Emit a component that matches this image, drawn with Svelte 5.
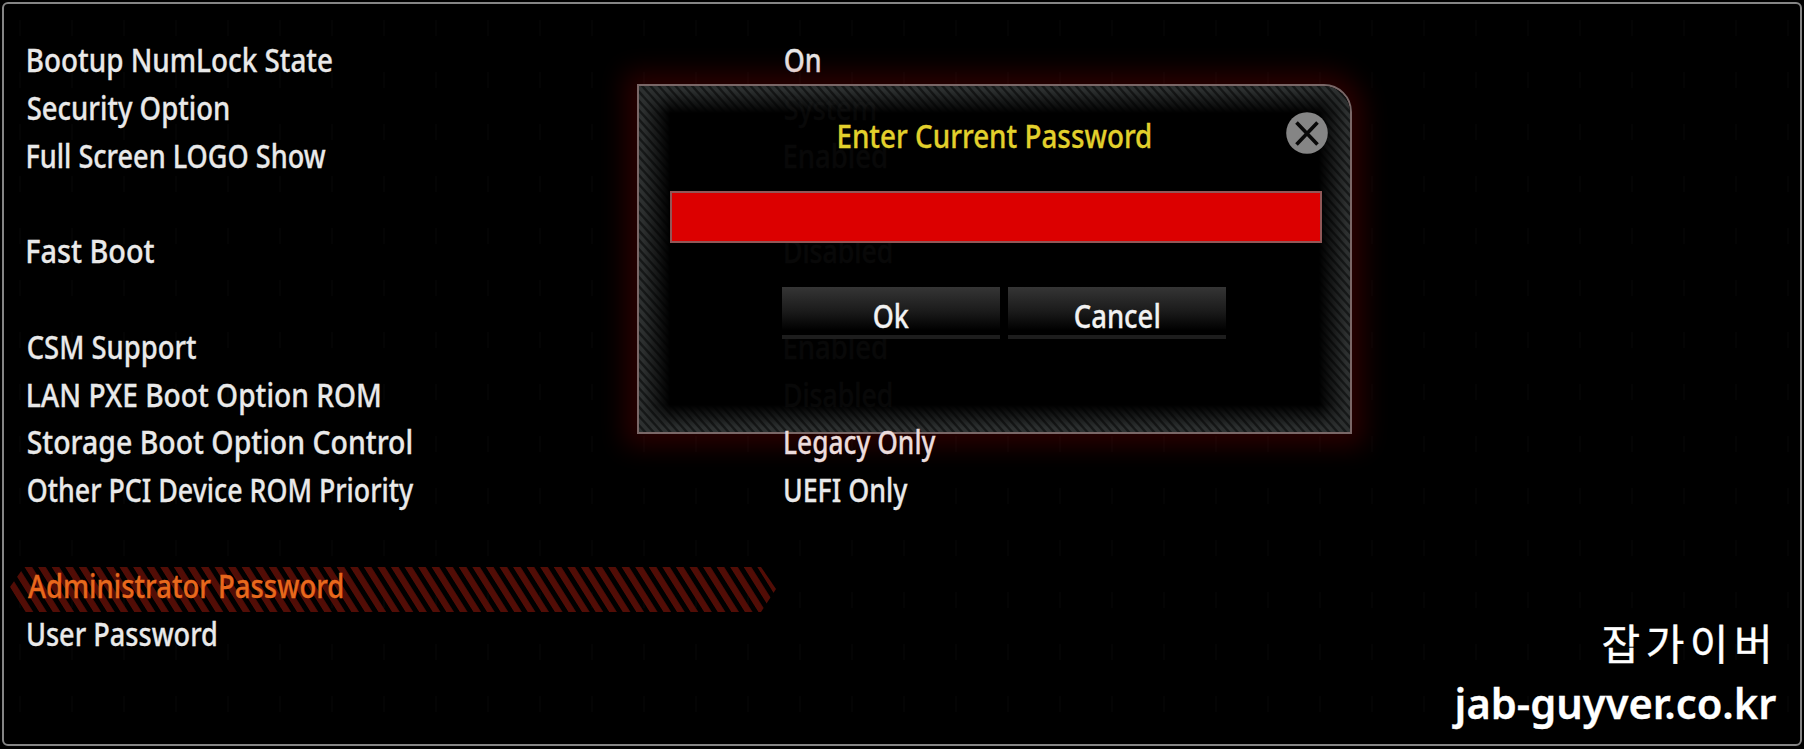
<script>
  const FAMILY = '"Noto Sans", "Open Sans", sans-serif';
  const ctx = document.createElement('canvas').getContext('2d');

  // Horizontal scale and offset that give a label the requested visible width.
  // Measured at ten times the size, because glyph bounds round to whole pixels.
  function fit(text, width, size, weight) {
    ctx.font = `${weight} ${size * 10}px ${FAMILY}`;
    const m = ctx.measureText(text);
    const left = m.actualBoundingBoxLeft / 10;
    const scale = width / (left + m.actualBoundingBoxRight / 10);
    return { scale, x: left * scale };
  }

  const rows = [
    { label: 'Bootup NumLock State', lw: 304, value: 'On', vw: 35 },
    { label: 'Security Option', lw: 200.5, value: 'System', vw: 90 },
    { label: 'Full Screen LOGO Show', lw: 297.5, value: 'Enabled', vw: 101 },
    null,
    { label: 'Fast Boot', lw: 126, value: 'Disabled', vw: 106.5 },
    null,
    { label: 'CSM Support', lw: 168, value: 'Enabled', vw: 101 },
    { label: 'LAN PXE Boot Option ROM', lw: 351.5, value: 'Disabled', vw: 106.5 },
    { label: 'Storage Boot Option Control', lw: 383.5, value: 'Legacy Only', vw: 150.5, raised: true },
    { label: 'Other PCI Device ROM Priority', lw: 385.5, value: 'UEFI Only', vw: 122.5 },
    null,
    { label: 'Administrator Password', lw: 314.5, selected: true },
    { label: 'User Password', lw: 188 }
  ];
</script>

{#snippet condensed(text, width, size = 32.5, weight = 500)}
  {@const f = fit(text, width, size, weight)}
  <svg class="condensed" width={width} height="47.8">
    <text
      transform="translate({f.x} 33.8) scale({f.scale} 1)"
      font-size={size}
      font-weight={weight}
      font-family={FAMILY}>{text}</text>
  </svg>
{/snippet}

<main class="screen">
  <section class="panel">
    <div class="options">
      {#each rows as row}
        <div class="row" class:selected={row?.selected}>
          {#if row}
            {#if row.selected}
              <svg class="highlight" width="768" height="46" viewBox="0 0 768 46">
                <defs>
                  <pattern id="hatch" width="13.57" height="46" patternUnits="userSpaceOnUse" patternTransform="translate(14.5 0) skewX(32.2)">
                    <rect width="7.6" height="46" fill="#520d06" />
                  </pattern>
                </defs>
                <path d="M14 0H751L766 22L751 45H14L0 20Z" fill="url(#hatch)" />
              </svg>
            {/if}
            <div class="name">{@render condensed(row.label, row.lw)}</div>
            {#if row.value}
              <div class="value" class:raised={row.raised}>{@render condensed(row.value, row.vw)}</div>
            {/if}
          {/if}
        </div>
      {/each}
    </div>
  </section>

  <section class="dialog" role="dialog" aria-modal="true">
    <div class="carbon"></div>
    <header>
      <h1>{@render condensed('Enter Current Password', 311.5)}</h1>
      <button class="close" aria-label="Close">
        <svg width="42" height="42" viewBox="0 0 42 42">
          <circle cx="21" cy="21" r="20.8" fill="#858585" />
          <path d="M10.5 10.5L31.5 32.5M31.5 10.5L10.5 32.5" stroke="#080808" stroke-width="3.6" />
        </svg>
      </button>
    </header>
    <input class="field" type="password" />
    <div class="actions">
      <button class="action">{@render condensed('Ok', 35)}</button>
      <button class="action">{@render condensed('Cancel', 84)}</button>
    </div>
  </section>

  <footer class="credit">
    <div class="korean">잡가이버</div>
    <div class="site">{@render condensed('jab-guyver.co.kr', 324, 41, 600)}</div>
  </footer>
</main>

<style>
  :global(body) {
    background: #000;
    overflow: hidden;
  }
  .screen {
    position: relative;
    box-sizing: border-box;
    width: 1804px;
    height: 749px;
    padding: 2px 2px 3px;
    background: #000;
    color: #e9e9e9;
  }
  .panel {
    box-sizing: border-box;
    height: 744px;
    padding: 34px 0 0 23.5px;
    border: 2px solid #858585;
    border-radius: 6px;
    background:
      repeating-linear-gradient(#000 0 16px, transparent 16px 32px, #000 32px 52px),
      repeating-linear-gradient(90deg, transparent 0 15px, #040404 15px 17px, transparent 17px 52px);
  }
  .options {
    display: flex;
    flex-direction: column;
  }
  .row {
    position: relative;
    display: grid;
    grid-template-columns: 757px 1fr;
    height: 47.8px;
  }
  .row.selected {
    color: #e8681c;
  }
  .name,
  .value {
    position: relative;
    height: 47.8px;
  }
  .value.raised {
    z-index: 2;
    color: #ecdcdc;
  }
  .highlight {
    position: absolute;
    left: -17.5px;
    top: 3px;
    filter: blur(0.7px);
  }
  .condensed {
    display: block;
    overflow: visible;
    fill: currentColor;
    stroke: currentColor;
    stroke-width: 0.3px;
  }
  .dialog {
    position: absolute;
    z-index: 1;
    left: 637px;
    top: 84px;
    box-sizing: border-box;
    width: 715px;
    height: 350px;
    padding: 0 29px 0 30.5px;
    border: 2px solid #7a6767;
    border-radius: 0 28px 0 0;
    background: rgba(0, 0, 0, 0.97);
    background-clip: padding-box;
    box-shadow: 0 0 26px 12px rgba(190, 0, 0, 0.22);
  }
  .carbon {
    position: absolute;
    inset: 0;
    overflow: hidden;
    border-radius: 0 26px 0 0;
    background: repeating-linear-gradient(48deg, #2d3030 0 2.8px, #161818 3.8px 5.2px, #2d3030 6.2px);
    mask:
      linear-gradient(90deg, #000 4px, transparent 31px, transparent calc(100% - 31px), #000 calc(100% - 4px)),
      linear-gradient(#000 4px, transparent 27px, transparent calc(100% - 27px), #000 calc(100% - 4px));
  }
  header {
    position: relative;
    display: flex;
    justify-content: space-between;
    height: 105px;
  }
  h1 {
    margin: 28px 0 0 169.5px;
    font-weight: 500;
    color: #e2d02c;
  }
  .close {
    width: 42px;
    height: 42px;
    margin: 26px -7px 0 0;
    padding: 0;
    border: 0;
    background: none;
  }
  .close svg {
    display: block;
  }
  .field {
    position: relative;
    display: block;
    box-sizing: border-box;
    width: 652px;
    height: 52px;
    padding: 0 12px;
    border: 2px solid #925757;
    border-radius: 0;
    background: #dc0000;
    outline: none;
  }
  .actions {
    position: relative;
    display: flex;
    gap: 8px;
    margin: 43.5px 0 0 112.5px;
  }
  .action {
    display: flex;
    justify-content: center;
    box-sizing: border-box;
    width: 218px;
    height: 52px;
    padding: 7.5px 0 0;
    border: 0;
    border-bottom: 4px solid #1d1d1d;
    background: linear-gradient(#353535, #1b1b1b 50%, #000 90%);
    color: #f2f2f2;
  }
  .credit {
    position: absolute;
    left: 1451.5px;
    top: 615px;
    color: #fff;
  }
  .korean {
    height: 70px;
    margin-left: 150px;
    font: 400 42px/54px "Noto Sans CJK KR", sans-serif;
    letter-spacing: 5.5px;
    white-space: nowrap;
    -webkit-text-stroke: 0.4px #fff;
  }
</style>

Exercise directions | Report how many lines in this data include the string "that", and nothing else.

Output for this task | 2